Bahai News - Celebrating King's life

Celebrating King's life


By Cheri Carlson

Flags waved and children sang Monday at the spirited sixth annual Martin Luther King Jr. Celebration in Merced.

The festivities began at 11 a.m. with nearly 400 men, women and children waving American flags and marching down Martin Luther King Jr. Way from 24th Street to the Merced County Fairgrounds.

The event was co-sponsored by the Martin Luther King Jr. Celebration Committee and the city of Merced.

Some people walked. Some rode bicycles. Mothers pushed babies in strollers. And dogs strutted alongside their owners. The Merced Police Department Honor Guard led the way along the parade route.

Ricky Musquiz, 7, and Cheyenne Mosby, 5, stood on the sidewalk watching as the marchers passed. Ricky said he liked the parade, and Cheyenne nodded agreement.

The first banner in the procession read "Martin Luther King Jr. Brotherhood - Unity."

Groups marching in the parade included Tenaya Middle School's marching band and color guard, the Movimiento Estudeanti Chicano de Aztlan club from Cruickshank Middle School, The National Council of Negro Women and members of the Baha'i Faith, who carried a banner that said, "The Earth Is But One Country And Mankind Its Citizens."

Duane Dickson and Stephanie McLeod walked behind the Baha'i banner.

Dickson said that this was his third year marching in the parade and that he especially enjoyed "the fellowship, the people, the colors, the variety."

McLeod added, "And the entertainment."

The sun shone brightly as the people from the march poured into the Commerce Building at the fairgrounds and were handed American flag pins.

The National Council of Negro Women, Merced Somoto Sister Cities, Merced Police Department and supporters of Rep. Gary Condit were among the groups that had information tables set up inside the building.

Betty Stewart, president of Sister Cities in Merced, said her group had participated in the celebration every year since its inception.
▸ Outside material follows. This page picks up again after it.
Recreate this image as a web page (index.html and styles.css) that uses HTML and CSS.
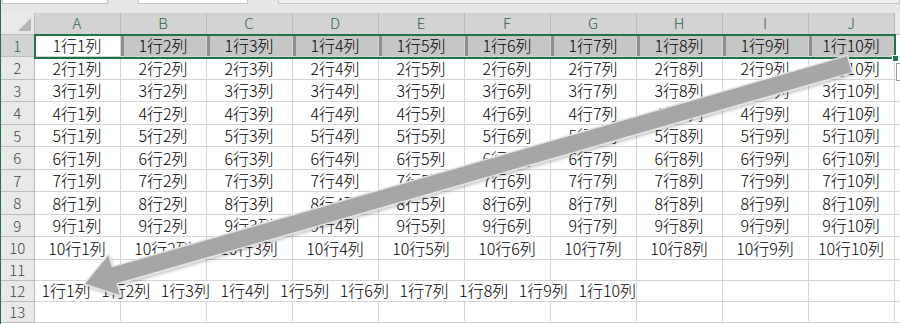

She said it's important for them to be involved "because the goal of Sister Cities is brotherhood."

Stewart added, "We've noticed Martin Luther King Jr. is revered in the sister cities (located in Nicaragua). They have pictures of him in their homes."

Melaynie Smith, 10, her sister, Patrice, 9, and stepbrother, Rashawn Johnson, 8, marched in the parade and were at the celebration.

Melaynie said the celebration is held "to celebrate Martin Luther King's birthday because he helped people integrate."

Rashawn Johnson said his favorite part of the day was the marching.

Bishop Dwight Amey, chairman of the Martin Luther King Jr. Committee, began the celebration by asking the audience to repeat after him, "I am an American and this is my American family." He then asked people to introduce themselves to somebody they didn't know.

"We are all family here today," he added.

Other speakers included Condit, Merced Mayor Hub Walsh and Joe Rivero, chairman of the Merced County Board of Supervisors.

Performers included Michelle Allison, who sang a folk song dedicated to the rescue workers who lost their lives in the Sept. 11 terrorist attacks; the Golden Valley Concert Choir; Folklorico Dancers; and Jim Sutherland, who dedicated his rendition of "Proud to Be An American" to the congressman and his wife sitting in the audience.

The highlight of the day came when nearly 100 children from Merced schools, led by Cal "Skyhawk" Haynes, formed a conga line and danced onto the stage. The children twisted, strummed air guitars and sang on stage for nearly an hour.

Even the audience got involved in the performance after Skyhawk invited people to come down to the stage and wave their arms in the air.

The performance ended as music blared from the sound system and children dove for handfuls of candy Skyhawk threw from a bucket on the stage.

Ida Hanson, a member of the Martin Luther King Jr. Committee, told the audience, "When we first began six years ago, there were very few children (at the celebration). Every year, there have been more and more, and this year, there are more than ever."

Having children is important, according to Hanson, because the event is about keeping King's dream alive by passing it on.

Harmoney Lamb, 13, a pupil at Hoover Middle School, performed with Skyhawk on stage. She said the children had been practicing for five days.

Joseph Correa, 10, and Carlos Salazar, 9, from Luther Burbank Elementary School, also were part of the performance. Carlos had his entire face painted as an American flag. He said his favorite part of the day was the dancing.

The event ended with Bishop Amey telling the audience that "the essence of our celebration is unity and brotherhood." He then asked the audience to link arms and join in singing "America."